Trovare un lavoro, in Italia.
Una chimera per tanti italiani, una speranza forte per i tanti stranieri, i tanti profughi, che le circostanze (quasi sempre avverse) della vita personale, intrecciate con quelle della storia politica dei Paesi d’origine, finiscono per sospingere verso i nostri lidi. Ma in realtà anche una motivazione robusta per abbandonare il suolo natio e volere (fortissimamente) approdare in mezzo a noi.

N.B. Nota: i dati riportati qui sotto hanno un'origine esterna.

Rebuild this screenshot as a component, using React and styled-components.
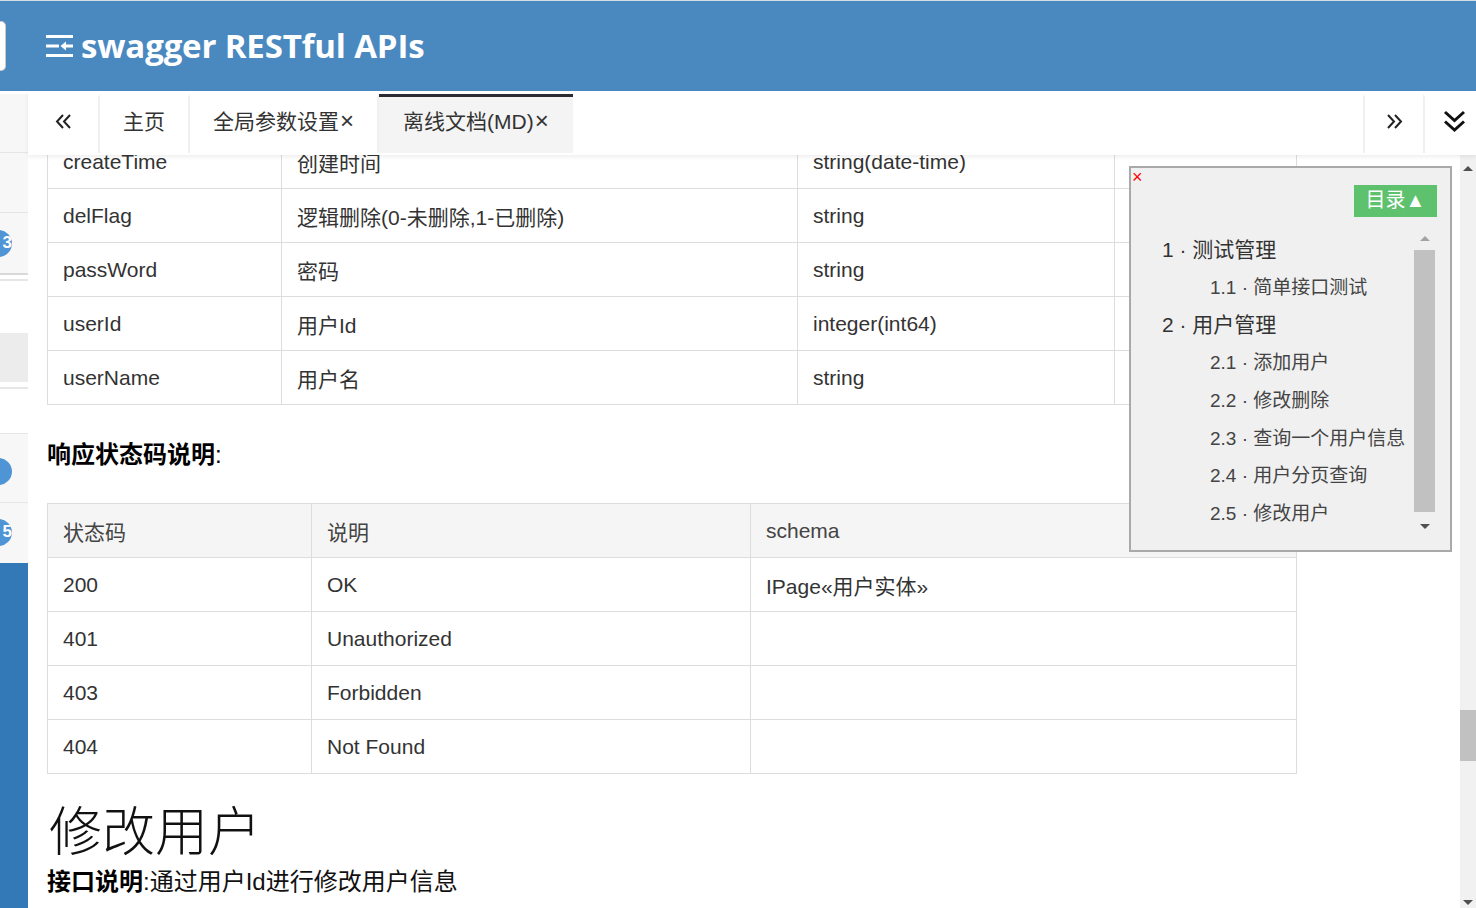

L’Istat, una volta ancora, parla chiaro: in effetti, stando ai dati relativi al secondo trimestre del 2014, il 57% degli stranieri ha scommesso nel Belpaese proprio come agenzia di collocamento. Che sia stata scommessa vinta o perduta, poi, questo non è dato saperlo. Ma è un fatto che una certa fetta di mercato del lavoro risulta ormai saldamente monopolizzata proprio dagli immigrati; e inoltre, calcola l’Istituto di Statistica, “la stima complessiva degli occupati stranieri risulta essere (per il segmento temporale preso in esame, com’è ovvio, ndr) di 2 milioni e 310 mila”.
C’è poi una quota pari al 39%, rappresentata per la maggior parte da donne, per la quale la molla principale dell’atto migratorio si può individuare in motivi di tipo familiare (ricongiungimento con parenti o mariti o figli emigrati in precedenza).
Sul piano demografico, i dati relativi al periodo aprile-giugno di due anni fa parlano di un 8,6% degli stranieri stabilmente residenti in Italia che hanno tra i 15 e i 74 anni.